Why would this matter? For example, if you have a ML model that contains a bunch of tensors, some tensors may only run on a CPU device. If you want to serve your ML model with Tensorflow Serving on a GPU device, without tf.config.set_soft_device_placement(True), the TF serving server will fail to start because it can not place those CPU only tensors correctly. The same case for when you want to customize GPU memory usage with Tensorflow Serving. If you don't want the server to allocate all memory on the default GPU device in the initial start, then you would need to use tf.config.experimental.set_memory_growth to ask Tensorflow to grow the memory usage when needed instead.

The solution? Use the platform_config_file argument.

What is platform_config_file?

platform_config_file is one of the arguments that Tensorflow Serving server provides. You can check out the argument in its source code. As the source code explains, when provided with a platform_config_file:

If non-empty, read an ascii PlatformConfigMap protobuf from the supplied file name, and use that platform config instead of the Tensorflow platform.

Essentially, using platform_config_file, we are not using the arguments (most of them) that TF serving server provides for ease of use, but directly configuring the underlying Tensorflow configurations. This gives us the ability to directly configure Tensorflow session as well.

Let's take a look at an example of platform_config_file:

platform_configs {
  key: "tensorflow"
  value {
    source_adapter_config {
      [type.googleapis.com/tensorflow.serving.SavedModelBundleSourceAdapterConfig] {
        legacy_config {
          session_config {
            gpu_options {
              per_process_gpu_memory_fraction: 0.4
              allow_growth: true
            }
            allow_soft_placement: true
          }
          enable_model_warmup: true
        }
      }
    }
  }
}

As you can see, in the session_config object here, we are able to provide all the typical Tensorflow session configurations just as we do when using standalone Tensorflow. In this case, using platform_config_file, those session configurations will be passed along to configure Tensorflow runtime session in Tensorflow Serving.

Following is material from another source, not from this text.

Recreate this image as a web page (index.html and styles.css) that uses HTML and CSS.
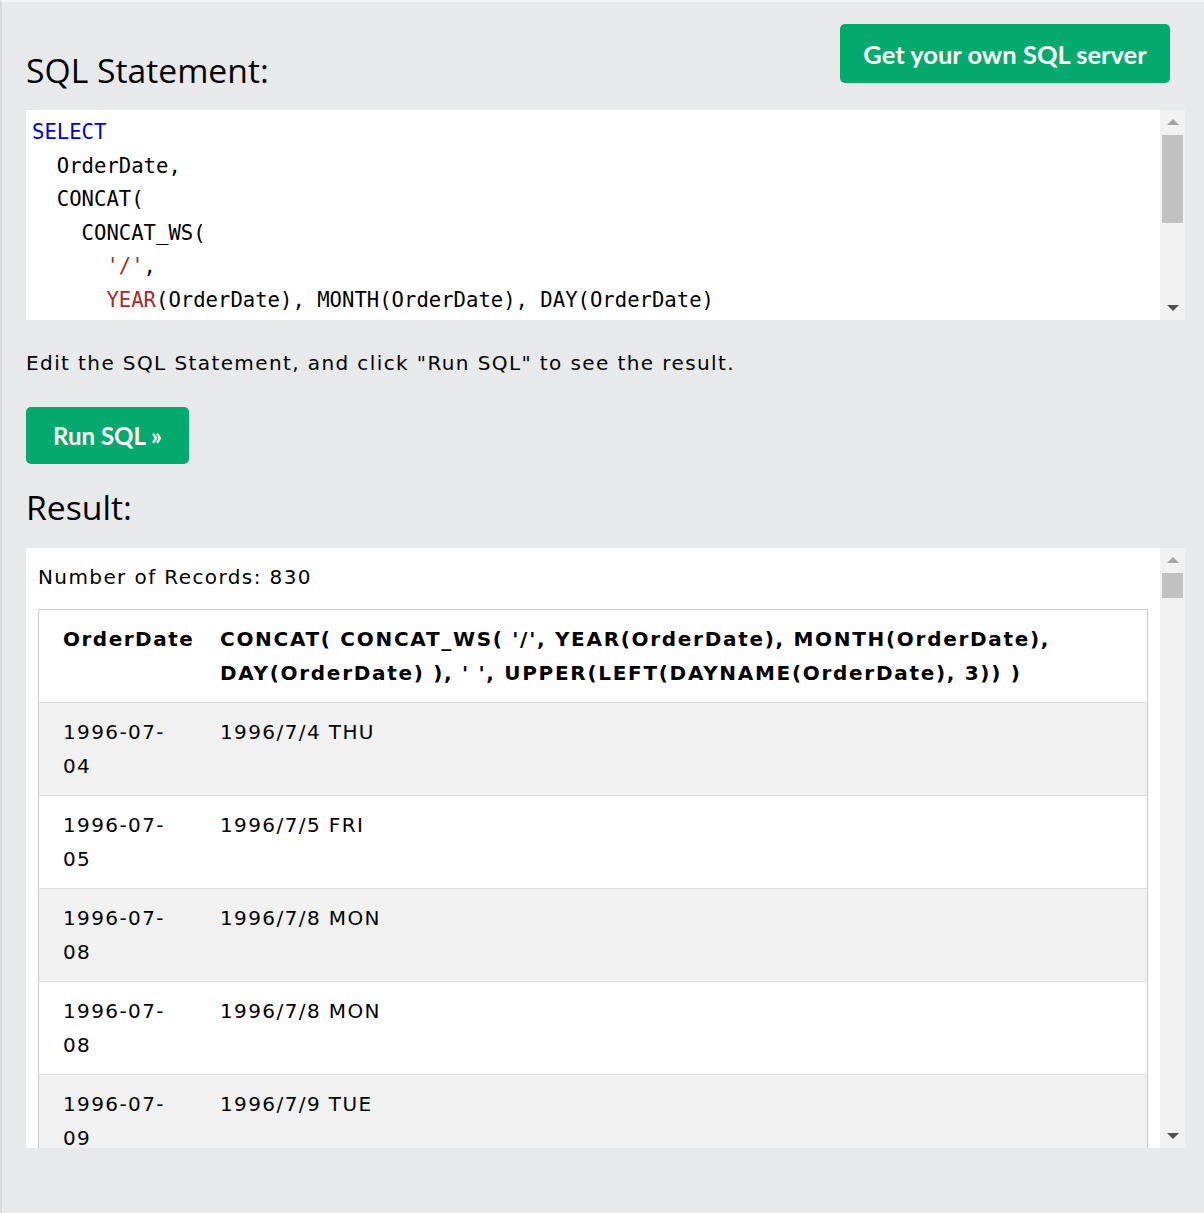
FILE: index.html
```
<!DOCTYPE html>
<html lang="en">
<head>
<meta charset="utf-8">
<title>SQL Tryit</title>
<link rel="stylesheet" href="styles.css">
</head>
<body>
<div class="frame">
  <div class="top-row">
    <h2 class="heading">SQL Statement:</h2>
    <a class="btn btn-server" href="#">Get your own SQL server</a>
  </div>
  <div class="code-box">
<pre class="code"><span class="kw">SELECT</span>
  OrderDate,
  CONCAT(
    CONCAT_WS(
      <span class="str">'/'</span>,
      <span class="fn">YEAR</span>(OrderDate), MONTH(OrderDate), DAY(OrderDate)
    ),
    <span class="str">' '</span>,
    UPPER(LEFT(DAYNAME(OrderDate), 3))
  )
<span class="kw">FROM</span> Orders;</pre>
    <div class="scrollbar">
      <span class="arrow up light"></span>
      <span class="thumb thumb-code"></span>
      <span class="spacer"></span>
      <span class="arrow down"></span>
    </div>
  </div>
  <p class="hint">Edit the SQL Statement, and click "Run SQL" to see the result.</p>
  <a class="btn btn-run" href="#">Run SQL »</a>
  <h2 class="heading result-heading">Result:</h2>
  <div class="result-box">
    <div class="result-inner">
      <div class="records">Number of Records: 830</div>
      <table class="tbl">
        <tr>
          <th>OrderDate</th>
          <th>CONCAT( CONCAT_WS( '/', YEAR(OrderDate), MONTH(OrderDate), DAY(OrderDate) ), ' ', UPPER(LEFT(DAYNAME(OrderDate), 3)) )</th>
        </tr>
        <tr><td>1996-07-04</td><td>1996/7/4 THU</td></tr>
        <tr><td>1996-07-05</td><td>1996/7/5 FRI</td></tr>
        <tr><td>1996-07-08</td><td>1996/7/8 MON</td></tr>
        <tr><td>1996-07-08</td><td>1996/7/8 MON</td></tr>
        <tr><td>1996-07-09</td><td>1996/7/9 TUE</td></tr>
        <tr><td>1996-07-10</td><td>1996/7/10 WED</td></tr>
      </table>
    </div>
    <div class="scrollbar">
      <span class="arrow up light"></span>
      <span class="thumb thumb-result"></span>
      <span class="spacer"></span>
      <span class="arrow down"></span>
    </div>
  </div>
</div>
</body>
</html>
```
FILE: styles.css
```
html, body {
  margin: 0;
  padding: 0;
  background: #e7e9eb;
}

.frame {
  box-sizing: border-box;
  height: 1213px;
  overflow: hidden;
  background: #e7e9eb;
  border-top: 2px solid #f4f4f4;
  border-left: 2px solid #d9d9d9;
  padding: 0 19px 0 24px;
  display: flex;
  flex-direction: column;
  font-family: "DejaVu Sans", Verdana, sans-serif;
  color: #000;
}

.top-row {
  display: flex;
  justify-content: space-between;
  align-items: flex-start;
  height: 108px;
}

.heading {
  font-family: "Open Sans", "Noto Sans", sans-serif;
  font-weight: 400;
  font-size: 33.7px;
  line-height: 44px;
  margin: 0;
}

.top-row .heading {
  margin-top: 46px;
}

.btn {
  display: inline-flex;
  align-items: center;
  justify-content: center;
  background: #04aa6d;
  color: #fff;
  text-decoration: none;
  font-family: "Lato", "Open Sans", sans-serif;
  font-weight: 700;
  font-size: 25.5px;
  border-radius: 5px;
  box-sizing: border-box;
}

.btn-server {
  margin-top: 22px;
  margin-right: 15px;
  width: 330px;
  height: 59px;
}

.code-box {
  position: relative;
  height: 210px;
  background: #fff;
  overflow: hidden;
}

.code {
  margin: 0;
  padding: 6px 30px 0 6px;
  font-family: "DejaVu Sans Mono", "Liberation Mono", monospace;
  font-size: 20.6px;
  line-height: 33.5px;
  color: #000;
}

.kw { color: #0000cd; }
.str { color: #a52a2a; }
.fn { color: #a52a2a; }

.scrollbar {
  position: absolute;
  top: 0;
  right: 0;
  bottom: 0;
  width: 25px;
  background: #f1f1f1;
  display: flex;
  flex-direction: column;
  align-items: center;
}

.arrow {
  display: block;
  width: 0;
  height: 0;
  border-left: 6px solid transparent;
  border-right: 6px solid transparent;
  flex: none;
}

.arrow.up {
  margin-top: 9px;
  border-bottom: 6px solid #a3a3a3;
}

.arrow.down {
  margin-bottom: 9px;
  border-top: 6px solid #505050;
}

.thumb {
  display: block;
  width: 21px;
  background: #c1c1c1;
  flex: none;
}

.thumb-code {
  margin-top: 10px;
  height: 88px;
}

.thumb-result {
  margin-top: 10px;
  height: 25px;
}

.spacer {
  flex: 1;
}

.hint {
  margin: 0;
  padding-top: 28px;
  font-size: 20px;
  line-height: 30px;
  letter-spacing: 1.4px;
}

.btn-run {
  margin-top: 29px;
  width: 163px;
  height: 57px;
  align-self: flex-start;
  font-size: 24px;
}

.result-heading {
  margin-top: 21px;
  margin-bottom: 19px;
}

.result-box {
  position: relative;
  height: 600px;
  background: #fff;
  overflow: hidden;
}

.result-inner {
  padding: 12px 37px 0 12px;
}

.records {
  font-size: 20px;
  line-height: 34px;
  letter-spacing: 1.4px;
  margin-bottom: 15px;
}

.tbl {
  width: 100%;
  table-layout: fixed;
  border-collapse: collapse;
  border: 1px solid #cccccc;
  font-size: 20px;
  line-height: 34px;
  letter-spacing: 1.4px;
}

.tbl th,
.tbl td {
  text-align: left;
  vertical-align: top;
  padding: 12px 13px 12px 13px;
}

.tbl th {
  font-weight: 700;
  letter-spacing: 1.7px;
}

.tbl th:first-child,
.tbl td:first-child {
  padding-left: 24px;
  padding-right: 20px;
  width: 124px;
  white-space: normal;
}

.tbl th:first-child {
  white-space: nowrap;
  letter-spacing: 1.5px;
}

.tbl tr {
  border-bottom: 1px solid #dddddd;
}

.tbl tr:nth-child(even) {
  background: #f1f1f1;
}

.tbl tr:nth-child(odd) {
  background: #ffffff;
}
```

To use platform_config_file in Tensorflow Serving, what we need to do is to pass the argument and point it to your config file when starting Tensorflow Serving server:

tensorflow_model_server --port=8500 --rest_api_port=8501 \
  --model_name=${MODEL_NAME} --model_base_path=${MODEL_BASE_PATH}/${MODEL_NAME} \
  --platform_config_file=[PATH_TO_PLATFORM_CONFIG_FILE]

How to create a platform_config_file?

Creating a platform_config_file is very straightforward as well. There are 2 ways based on your preference.

The manual way

As shown in previous example of platform_config_file, the configurations are pretty straightforward, and you can easily add new fields/parameters. For all available parameters you can specify in the platform_config_file, checkout the source code file. A quick tip about the source code, its data format is called protocol buffer. It looks like JSON but it's not. Protocol Buffers (also called Protobuf) is a free and open source cross-platform library used to serialize structured data, developed by Google. It's not surprising that Tensorflow code base choose to use Protobuf, since it's also developed by Google.

In short, to create your own platform_config_file, you can copy the example I have in the above section, and add/delete fields as you need. This is the manual way.

The programmatic way

Now, if dealing with all the parameters in the source code seems overwhelming, there is a programmatic way to create your platform_config_file. Tensorflow provides a way to define all your session configurations using Tensorflow, and then convert them into a platform_config_fileformat. If that's something you want to explore, I recommend checking out this code snippet for generating platform_config_file.

Final Words

Not being able to configure Tensorflow runtime session when using Tensorflow Serving can be limiting, particularly when you are switching from standalone Tensorflow to Tensorflow Serving with various needs of configuring the runtime session or gpu options to fit your needs. In this article, we looked at how to use platform_config_file to address this limit and configure Tensorflow runtime session in Tensorflow Serving. Tensorflow Serving is still developing, hopefully in newer releases it will provide a way to more easily pass runtime Tensorflow session configurations.